Stated exercise
Leave out the pictures and reproduce all of the data exactly.

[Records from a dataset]

★ ★ ★

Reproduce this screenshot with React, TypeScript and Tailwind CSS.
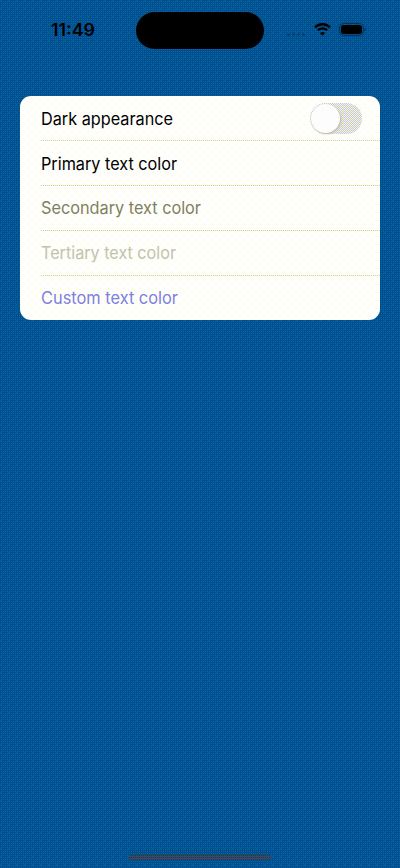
const rows = [
  { label: "Dark appearance", color: "text-black", width: 132, baseline: 19 },
  { label: "Primary text color", color: "text-black", width: 136, baseline: 19 },
  { label: "Secondary text color", color: "text-[#7f7f60]", width: 160, baseline: 18.4 },
  { label: "Tertiary text color", color: "text-[#c3c3ac]", width: 135, baseline: 18.4 },
  { label: "Custom text color", color: "text-[#7f7fe0]", width: 137, baseline: 18.4 },
];

function StatusBar() {
  return (
    <header className="flex h-[60px] items-start">
      <div className="w-[136px] pt-[19px] pl-[51px] text-[17px] leading-[22px] font-semibold">
        <svg className="block h-[22px] w-[46px] overflow-visible">
          <text x="0" y="17" textLength="44" lengthAdjust="spacingAndGlyphs">11:49</text>
        </svg>
      </div>
      <div className="mt-[11.5px] h-[37.5px] w-[128px] rounded-full bg-black" />
      <div className="mt-[33px] ml-[23px] flex gap-[2px]">
        {[0, 1, 2, 3].map((i) => (
          <i key={i} className="h-[3px] w-[3px] rounded-full bg-[#003366]/60" />
        ))}
      </div>
      <svg className="mt-[23px] ml-[9px] h-[13px] w-[17px]" viewBox="0 0 17 13" fill="none" stroke="black">
        <path d="M1 4.4C5.2.2 11.8.2 16 4.4" strokeWidth="2.3" />
        <path d="M3.8 7.3C6.5 4.7 10.5 4.7 13.2 7.3" strokeWidth="2.1" />
        <path d="M8.5 12.7 5.9 10C7.4 8.7 9.6 8.7 11.1 10Z" fill="black" stroke="none" />
      </svg>
      <svg className="mt-[22px] ml-[8px] h-[15px] w-[28px]" viewBox="0 0 28 15">
        <rect x=".5" y="1.5" width="24" height="12" rx="4" fill="none" stroke="#003366" />
        <rect x="2" y="3" width="21" height="9" rx="2.5" />
        <path d="M25.5 5.5c1.8.8 1.8 3.2 0 4z" fill="#003366" />
      </svg>
    </header>
  );
}

function Toggle() {
  return (
    <button
      aria-label="Dark appearance"
      className="mr-[18px] flex h-[31px] w-[52px] items-center rounded-full bg-[#f0f0f8] bg-[conic-gradient(from_90deg_at_3px_3px,#ffff66_90deg,transparent_0),conic-gradient(from_90deg_at_1px_1px,#cccccc_90deg,transparent_0),conic-gradient(from_90deg_at_1px_1px,#cccccc_90deg,transparent_0)] [background-position:1px_0,0_0,1px_1px] [background-size:4px_4px,2px_2px,2px_2px] p-[1px]"
    >
      <span className="h-[29px] w-[29px] rounded-full bg-[#fdfdff] bg-[conic-gradient(from_90deg_at_7px_7px,#ffff88_90deg,transparent_0)] [background-position:4px_5px] [background-size:8px_8px] shadow-[1px_1px_2px_#bbbba0]" />
    </button>
  );
}

export default function App() {
  return (
    <main className="flex h-[868px] w-[400px] flex-col overflow-hidden bg-[#004c99] bg-[conic-gradient(from_90deg_at_7px_7px,#007755_90deg,transparent_0),conic-gradient(from_90deg_at_1px_1px,#0a5362_90deg,transparent_0),conic-gradient(from_90deg_at_1px_1px,#0066bb_90deg,transparent_0)] [background-position:1px_1px,1px_1px,0_0] [background-size:8px_8px,2px_2px,2px_2px] font-[Inter,sans-serif] text-black">
      <StatusBar />
      <section className="mt-[36px] ml-[20px] h-[224px] w-[360px] overflow-hidden rounded-[11px] bg-[#fefefc] bg-[conic-gradient(from_90deg_at_7px_7px,#ffffaa_90deg,transparent_0),conic-gradient(from_90deg_at_7px_7px,#ffffaa_90deg,transparent_0)] [background-position:1px_1px,5px_5px] [background-size:8px_8px]">
        {rows.map((row, i) => (
          <div key={row.label} className="ml-[21px]">
            <div className="flex h-[44px] items-center justify-between">
              <svg className={"h-[24px] w-[180px] overflow-visible text-[17px] " + row.color}>
                <text x="0" y={row.baseline} fill="currentColor" textLength={row.width} lengthAdjust="spacingAndGlyphs">{row.label}</text>
              </svg>
              {i === 0 && <Toggle />}
            </div>
            {i < 4 && <div className="h-px bg-[repeating-linear-gradient(90deg,#ccccdd_0_1px,#ffff99_1px_2px)]" />}
          </div>
        ))}
      </section>
      <footer className="mt-auto mb-[8px] ml-[129px] h-[5px] w-[142px] rounded-full bg-[#334b66] bg-[conic-gradient(from_90deg_at_1px_1px,#333344_90deg,transparent_0)] [background-position:1px_1px] [background-size:2px_2px]" />
    </main>
  );
}
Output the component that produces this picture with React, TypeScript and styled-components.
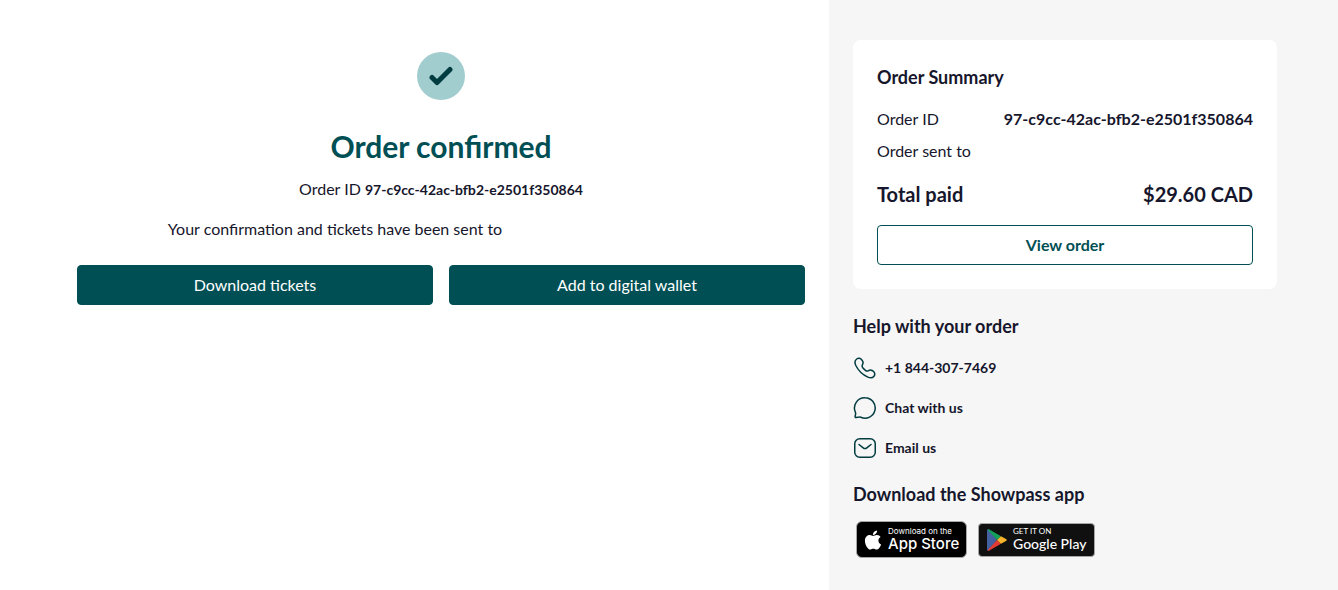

★ ★ ★

Solution
Reproduce this screenshot with React, TypeScript and Tailwind CSS.
const rows = [
  { label: "Dark appearance", color: "text-black", width: 132, baseline: 19 },
  { label: "Primary text color", color: "text-black", width: 136, baseline: 19 },
  { label: "Secondary text color", color: "text-[#7f7f60]", width: 160, baseline: 18.4 },
  { label: "Tertiary text color", color: "text-[#c3c3ac]", width: 135, baseline: 18.4 },
  { label: "Custom text color", color: "text-[#7f7fe0]", width: 137, baseline: 18.4 },
];

function StatusBar() {
  return (
    <header className="flex h-[60px] items-start">
      <div className="w-[136px] pt-[19px] pl-[51px] text-[17px] leading-[22px] font-semibold">
        <svg className="block h-[22px] w-[46px] overflow-visible">
          <text x="0" y="17" textLength="44" lengthAdjust="spacingAndGlyphs">11:49</text>
        </svg>
      </div>
      <div className="mt-[11.5px] h-[37.5px] w-[128px] rounded-full bg-black" />
      <div className="mt-[33px] ml-[23px] flex gap-[2px]">
        {[0, 1, 2, 3].map((i) => (
          <i key={i} className="h-[3px] w-[3px] rounded-full bg-[#003366]/60" />
        ))}
      </div>
      <svg className="mt-[23px] ml-[9px] h-[13px] w-[17px]" viewBox="0 0 17 13" fill="none" stroke="black">
        <path d="M1 4.4C5.2.2 11.8.2 16 4.4" strokeWidth="2.3" />
        <path d="M3.8 7.3C6.5 4.7 10.5 4.7 13.2 7.3" strokeWidth="2.1" />
        <path d="M8.5 12.7 5.9 10C7.4 8.7 9.6 8.7 11.1 10Z" fill="black" stroke="none" />
      </svg>
      <svg className="mt-[22px] ml-[8px] h-[15px] w-[28px]" viewBox="0 0 28 15">
        <rect x=".5" y="1.5" width="24" height="12" rx="4" fill="none" stroke="#003366" />
        <rect x="2" y="3" width="21" height="9" rx="2.5" />
        <path d="M25.5 5.5c1.8.8 1.8 3.2 0 4z" fill="#003366" />
      </svg>
    </header>
  );
}

function Toggle() {
  return (
    <button
      aria-label="Dark appearance"
      className="mr-[18px] flex h-[31px] w-[52px] items-center rounded-full bg-[#f0f0f8] bg-[conic-gradient(from_90deg_at_3px_3px,#ffff66_90deg,transparent_0),conic-gradient(from_90deg_at_1px_1px,#cccccc_90deg,transparent_0),conic-gradient(from_90deg_at_1px_1px,#cccccc_90deg,transparent_0)] [background-position:1px_0,0_0,1px_1px] [background-size:4px_4px,2px_2px,2px_2px] p-[1px]"
    >
      <span className="h-[29px] w-[29px] rounded-full bg-[#fdfdff] bg-[conic-gradient(from_90deg_at_7px_7px,#ffff88_90deg,transparent_0)] [background-position:4px_5px] [background-size:8px_8px] shadow-[1px_1px_2px_#bbbba0]" />
    </button>
  );
}

export default function App() {
  return (
    <main className="flex h-[868px] w-[400px] flex-col overflow-hidden bg-[#004c99] bg-[conic-gradient(from_90deg_at_7px_7px,#007755_90deg,transparent_0),conic-gradient(from_90deg_at_1px_1px,#0a5362_90deg,transparent_0),conic-gradient(from_90deg_at_1px_1px,#0066bb_90deg,transparent_0)] [background-position:1px_1px,1px_1px,0_0] [background-size:8px_8px,2px_2px,2px_2px] font-[Inter,sans-serif] text-black">
      <StatusBar />
      <section className="mt-[36px] ml-[20px] h-[224px] w-[360px] overflow-hidden rounded-[11px] bg-[#fefefc] bg-[conic-gradient(from_90deg_at_7px_7px,#ffffaa_90deg,transparent_0),conic-gradient(from_90deg_at_7px_7px,#ffffaa_90deg,transparent_0)] [background-position:1px_1px,5px_5px] [background-size:8px_8px]">
        {rows.map((row, i) => (
          <div key={row.label} className="ml-[21px]">
            <div className="flex h-[44px] items-center justify-between">
              <svg className={"h-[24px] w-[180px] overflow-visible text-[17px] " + row.color}>
                <text x="0" y={row.baseline} fill="currentColor" textLength={row.width} lengthAdjust="spacingAndGlyphs">{row.label}</text>
              </svg>
              {i === 0 && <Toggle />}
            </div>
            {i < 4 && <div className="h-px bg-[repeating-linear-gradient(90deg,#ccccdd_0_1px,#ffff99_1px_2px)]" />}
          </div>
        ))}
      </section>
      <footer className="mt-auto mb-[8px] ml-[129px] h-[5px] w-[142px] rounded-full bg-[#334b66] bg-[conic-gradient(from_90deg_at_1px_1px,#333344_90deg,transparent_0)] [background-position:1px_1px] [background-size:2px_2px]" />
    </main>
  );
}
Output the component that produces this picture with React, TypeScript and styled-components.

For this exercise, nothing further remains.